Women were allowed to be spectators of tragedy, and probably even
comedy. Admission was free or nominal, and the poor were paid for by the
state. The Attic dramatists, like the Elizabethans, had a public of all
classes. Because of the size of the audience, the actors must also have
been physically remote. The sense of remoteness may have been heightened
by masked, statuesque figures of the actors whose acting depended
largely on voice gestures and grouping. Since there were only three
actors, the same men in the same play had to play double parts. At
first, the dramatists themselves acted, like Shakespeare. Gradually,
acting became professionalized.
Simple scenery began with Sophocles, but changes of scene were rare and
stage properties were also rare, such as an occasional altar, a tomb or
an image of gods.
Machinery was used for lightning or
thunder or for lifting celestial persons from heaven and back, or for
revealing the interior of the stage building. This was called “deus ex
machina”, which means god from the machine, and was a technical device
that used a metal crane on top of the skene building, which contained
the dressing rooms, from which a dummy was suspended to represent a god.
This device was first employed by Euripides to give a miraculous
conclusion to a tragedy. In later romantic literature, this device was
no longer used and the miracles supplied by it were replace by the
sudden appearance of a rich uncle, the discovery or new wills, or of
infants changed at birth.
Many proprieties of the Greek plays were attached to violence.

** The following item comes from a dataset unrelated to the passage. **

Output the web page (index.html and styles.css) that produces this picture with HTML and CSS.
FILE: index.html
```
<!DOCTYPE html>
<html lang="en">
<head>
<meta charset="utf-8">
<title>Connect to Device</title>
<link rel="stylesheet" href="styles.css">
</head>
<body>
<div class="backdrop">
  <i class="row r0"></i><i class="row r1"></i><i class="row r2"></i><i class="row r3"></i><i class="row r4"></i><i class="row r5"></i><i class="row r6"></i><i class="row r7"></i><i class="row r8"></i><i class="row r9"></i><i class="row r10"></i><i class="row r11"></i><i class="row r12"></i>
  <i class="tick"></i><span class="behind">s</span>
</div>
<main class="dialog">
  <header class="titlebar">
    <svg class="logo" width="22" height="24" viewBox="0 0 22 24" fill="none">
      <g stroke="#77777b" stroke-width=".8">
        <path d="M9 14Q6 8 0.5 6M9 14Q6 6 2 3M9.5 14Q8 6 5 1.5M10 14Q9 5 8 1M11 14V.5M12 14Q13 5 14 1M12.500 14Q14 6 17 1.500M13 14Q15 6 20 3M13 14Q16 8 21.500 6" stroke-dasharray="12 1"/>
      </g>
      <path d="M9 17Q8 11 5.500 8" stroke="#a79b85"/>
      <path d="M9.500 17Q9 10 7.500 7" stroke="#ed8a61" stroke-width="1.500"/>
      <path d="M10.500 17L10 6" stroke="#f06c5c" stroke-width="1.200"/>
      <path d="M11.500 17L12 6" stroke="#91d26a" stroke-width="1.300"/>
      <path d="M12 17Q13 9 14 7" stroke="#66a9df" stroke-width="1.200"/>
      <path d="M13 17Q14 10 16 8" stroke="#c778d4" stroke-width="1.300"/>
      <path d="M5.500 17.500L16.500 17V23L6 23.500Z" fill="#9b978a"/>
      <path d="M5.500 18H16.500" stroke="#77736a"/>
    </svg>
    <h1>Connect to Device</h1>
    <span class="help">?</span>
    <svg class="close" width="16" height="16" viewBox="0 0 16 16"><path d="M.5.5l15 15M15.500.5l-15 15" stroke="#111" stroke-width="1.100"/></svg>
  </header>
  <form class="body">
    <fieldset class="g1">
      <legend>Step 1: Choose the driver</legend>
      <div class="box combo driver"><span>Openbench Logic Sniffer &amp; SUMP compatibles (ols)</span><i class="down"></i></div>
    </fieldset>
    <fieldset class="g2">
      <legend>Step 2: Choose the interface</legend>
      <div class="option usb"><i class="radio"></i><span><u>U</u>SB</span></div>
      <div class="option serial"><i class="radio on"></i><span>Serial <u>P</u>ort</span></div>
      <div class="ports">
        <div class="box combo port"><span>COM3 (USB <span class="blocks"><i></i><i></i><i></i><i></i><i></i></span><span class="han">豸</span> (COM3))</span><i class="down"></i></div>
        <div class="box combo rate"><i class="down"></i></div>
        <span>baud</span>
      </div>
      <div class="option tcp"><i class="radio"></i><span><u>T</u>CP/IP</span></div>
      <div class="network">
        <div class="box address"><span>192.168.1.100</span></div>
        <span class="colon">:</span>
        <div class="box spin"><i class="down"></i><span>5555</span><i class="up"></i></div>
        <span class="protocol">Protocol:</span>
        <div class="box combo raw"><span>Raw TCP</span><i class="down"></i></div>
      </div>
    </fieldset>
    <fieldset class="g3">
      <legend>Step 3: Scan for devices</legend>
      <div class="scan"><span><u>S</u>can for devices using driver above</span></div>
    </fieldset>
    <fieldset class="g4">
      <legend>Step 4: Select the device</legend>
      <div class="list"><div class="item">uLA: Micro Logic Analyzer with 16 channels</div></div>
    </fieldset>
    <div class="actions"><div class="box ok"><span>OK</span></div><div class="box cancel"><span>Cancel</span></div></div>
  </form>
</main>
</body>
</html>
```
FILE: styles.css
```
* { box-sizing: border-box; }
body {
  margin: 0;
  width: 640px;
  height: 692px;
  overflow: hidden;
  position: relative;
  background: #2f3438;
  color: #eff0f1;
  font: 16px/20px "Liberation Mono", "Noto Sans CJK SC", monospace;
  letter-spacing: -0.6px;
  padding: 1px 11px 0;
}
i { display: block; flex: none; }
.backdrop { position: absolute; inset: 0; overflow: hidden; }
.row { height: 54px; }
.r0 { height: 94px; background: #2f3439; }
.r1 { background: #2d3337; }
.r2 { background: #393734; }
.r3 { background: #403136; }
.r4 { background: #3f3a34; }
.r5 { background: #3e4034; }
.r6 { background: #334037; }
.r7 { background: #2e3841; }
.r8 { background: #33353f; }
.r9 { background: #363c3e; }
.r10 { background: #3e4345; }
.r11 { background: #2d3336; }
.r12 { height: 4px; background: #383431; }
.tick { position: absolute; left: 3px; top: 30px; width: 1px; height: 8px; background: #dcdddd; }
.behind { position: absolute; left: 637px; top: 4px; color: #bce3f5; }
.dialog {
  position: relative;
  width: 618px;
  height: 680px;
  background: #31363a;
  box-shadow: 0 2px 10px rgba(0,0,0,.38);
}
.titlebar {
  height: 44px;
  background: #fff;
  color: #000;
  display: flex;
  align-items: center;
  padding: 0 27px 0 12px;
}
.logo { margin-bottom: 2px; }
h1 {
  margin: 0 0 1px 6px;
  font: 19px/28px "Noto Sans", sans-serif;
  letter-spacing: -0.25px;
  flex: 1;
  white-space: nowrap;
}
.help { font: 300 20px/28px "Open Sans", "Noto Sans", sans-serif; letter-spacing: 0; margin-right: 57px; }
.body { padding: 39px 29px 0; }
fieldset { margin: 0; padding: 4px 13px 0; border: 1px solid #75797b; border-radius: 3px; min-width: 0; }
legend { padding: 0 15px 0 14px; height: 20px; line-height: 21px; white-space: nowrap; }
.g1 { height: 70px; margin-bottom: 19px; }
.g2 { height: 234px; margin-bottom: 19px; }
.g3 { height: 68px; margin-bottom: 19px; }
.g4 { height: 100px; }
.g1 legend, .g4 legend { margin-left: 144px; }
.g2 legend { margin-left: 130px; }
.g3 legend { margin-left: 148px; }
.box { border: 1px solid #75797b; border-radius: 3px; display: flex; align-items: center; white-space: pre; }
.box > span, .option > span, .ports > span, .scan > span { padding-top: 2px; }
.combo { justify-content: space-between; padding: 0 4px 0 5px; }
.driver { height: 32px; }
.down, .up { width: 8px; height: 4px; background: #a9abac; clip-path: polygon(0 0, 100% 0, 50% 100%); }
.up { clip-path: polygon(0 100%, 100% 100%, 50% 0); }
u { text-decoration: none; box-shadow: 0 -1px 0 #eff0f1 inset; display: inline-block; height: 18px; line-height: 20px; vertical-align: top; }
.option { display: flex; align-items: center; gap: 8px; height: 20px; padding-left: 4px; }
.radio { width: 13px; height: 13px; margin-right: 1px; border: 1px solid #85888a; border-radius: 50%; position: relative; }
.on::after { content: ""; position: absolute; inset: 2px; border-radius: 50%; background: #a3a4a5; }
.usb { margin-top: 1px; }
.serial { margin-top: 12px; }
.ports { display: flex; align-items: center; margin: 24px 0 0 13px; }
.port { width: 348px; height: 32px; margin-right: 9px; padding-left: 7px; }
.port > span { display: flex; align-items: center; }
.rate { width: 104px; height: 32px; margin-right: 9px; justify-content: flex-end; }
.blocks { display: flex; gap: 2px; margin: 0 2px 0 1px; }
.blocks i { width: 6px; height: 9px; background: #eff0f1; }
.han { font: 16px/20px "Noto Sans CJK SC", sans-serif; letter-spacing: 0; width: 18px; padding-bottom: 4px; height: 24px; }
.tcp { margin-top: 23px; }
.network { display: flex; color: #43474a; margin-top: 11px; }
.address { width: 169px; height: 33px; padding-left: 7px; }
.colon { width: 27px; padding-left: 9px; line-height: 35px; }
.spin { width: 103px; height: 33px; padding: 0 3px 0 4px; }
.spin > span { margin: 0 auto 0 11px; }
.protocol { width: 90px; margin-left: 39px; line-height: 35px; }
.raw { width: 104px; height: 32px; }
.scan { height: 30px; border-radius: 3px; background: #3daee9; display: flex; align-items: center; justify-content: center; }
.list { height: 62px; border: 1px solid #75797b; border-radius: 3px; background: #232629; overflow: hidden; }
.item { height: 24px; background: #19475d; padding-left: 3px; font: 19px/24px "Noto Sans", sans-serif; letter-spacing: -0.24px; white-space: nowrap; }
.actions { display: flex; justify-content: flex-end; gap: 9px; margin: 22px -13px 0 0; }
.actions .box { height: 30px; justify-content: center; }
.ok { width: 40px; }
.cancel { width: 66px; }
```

Therefore, it was a rule that acts of violence must take place off
stage. This carried through to the Elizabethan theater which avoided the
horrors of men being flayed alive or Glouster’s eyes being put out in
full view of an audience (King Lear). When Medea went inside the house
to murder her children, the chorus was left outside, chanting in
anguish, to represent the feelings the chorus had and could not act
upon, because of their metaphysical existence.
The use of music in the theater began very simply consisting of a single
flute player that accompanied the chorus. Toward the close of the
century, more complicated solo singing was developed by Euripides. There
could-then be large-scale spectacular events, with stage crowds and
chariots, particularly in plays by Aeschylus.
Greek comedy was derived from two different sources, the more known
being the choral element which included ceremonies to stimulate
fertility at the festival of Dionysus or in ribald drunken revel in his
honor. The term comedy is actually drawn from “komos”, meaning song of
revelry. The second source of Greek comedy was that from the Sicilian
“mimes”, who put on very rude performances where they would make
satirical allusions to audience members as they ad-libbed their
performances. In the beginning, comedy was frank, indecent and sexual.
The plots were loosely and carelessly structured and included broad
farce and buffoonery. The performers were coarse and obscene while using
satire to depict important contemporary moral, social and political
issues of Athenian life. The comedy included broad satire of well known
persons of that time.
Throughout the comedic period in Greece, there were three distinctive
eras of comedies as the genre progressed. Old comedy, which lasted from
approximately 450 to 400 BCE, was performed at the festivals of Dionysus
following the tragedies. There would be contests between three poets,
each exhibiting one comedy. Each comedy troupe would consist of one or
two actors and a chorus of twenty-four. The actors wore masks and “soccus”,
or sandals, and the chorus often wore fantastic costumes. Comedies were
constructed in five parts, the prologue, where the leading character
conceived the “happy idea”, the parodos or entrance of the chorus, the
agon, a dramatized debate between the proponent and opponent of the
“happy idea” where the opposition was always defeated, the parabasis,
the coming forth of the chorus where they directly addressed the
audience and aired the poet’s views on most any matter the poet felt
like having expressed, and the episodes, where the “happy idea” was put
into practical application. Aristotle highly criticized comedy, saying
that it was just a ridiculous imitation of lower types of man with
eminent faults emphasized for the audience’s pleasure, such as a mask
worn to show deformity, or for the man to do something like slip and
fall on a banana peel.
Aristophanes, a comic poet of the old comedy period, wrote comedies
which came to represent old comedy, as his style was widely copied by
other poets. In his most famous works, he used dramatic satire on some
of the most famous philosophers and poets of the era. In “The Frogs” he
ridiculed Euripides, and in “The Clouds” he mocked Socrates. His works
followed all the basic principles of old comedy, but he added a facet of
cleverness and depth in feeling to his lyrics, in an attempt to appeal
to both the emotions and intellect of the audience.
Middle comedy, which dominated from 400 to 336 BCE, was very
transitional, having aspects of both old comedy and new comedy. It was
more timid than old comedy, having many less sexual gestures and
innuendoes. It was concerned less with people and politics, and more
with myths and tragedies. The chorus began its fade into the background,
becoming more of an interlude than the important component it used to
be. Aristophanes wrote a few works in middle comedy, but the most famous
writers of the time were Antiphanes of Athens and Alexis of Thurii,
whose compositions have mostly been lost and only very few of their
found works have been full extant plays.
In new comedy which lasted from 336 to 250 BCE, satire is almost
entirely replaced by social comedy involving the family and individual
character development, and the themes of romantic love. A closely knit
plot in new comedy was based on intrigue, identities, relationships or a
combination of these. A subplot was often utilized as well. The
characters in new comedy are very similar in each work, possibly
including a father who is very miser like, a son who is mistreated but
deserving, and other people with stereotypical personas. The chief
writer of new comedy was Menander, and as with the prominent writers of
the middle comedic era, most of his works have been lost, but other
dramatists of the time period, like Terence and Platus, had imitated and
adapted his methods. Menander’s The Curmudgeon is the only complete
extant play known by him to date, and it served as the basis for the
later Latin writers to adapt.
Adventure, brilliance, invention, romance and scenic effect, together
with delightful lyrics and wisdom, were the gifts of the Greek theater.
These conventions strongly affected subsequent plays and playwrights,
having put forth influence on theater throughout the centuries.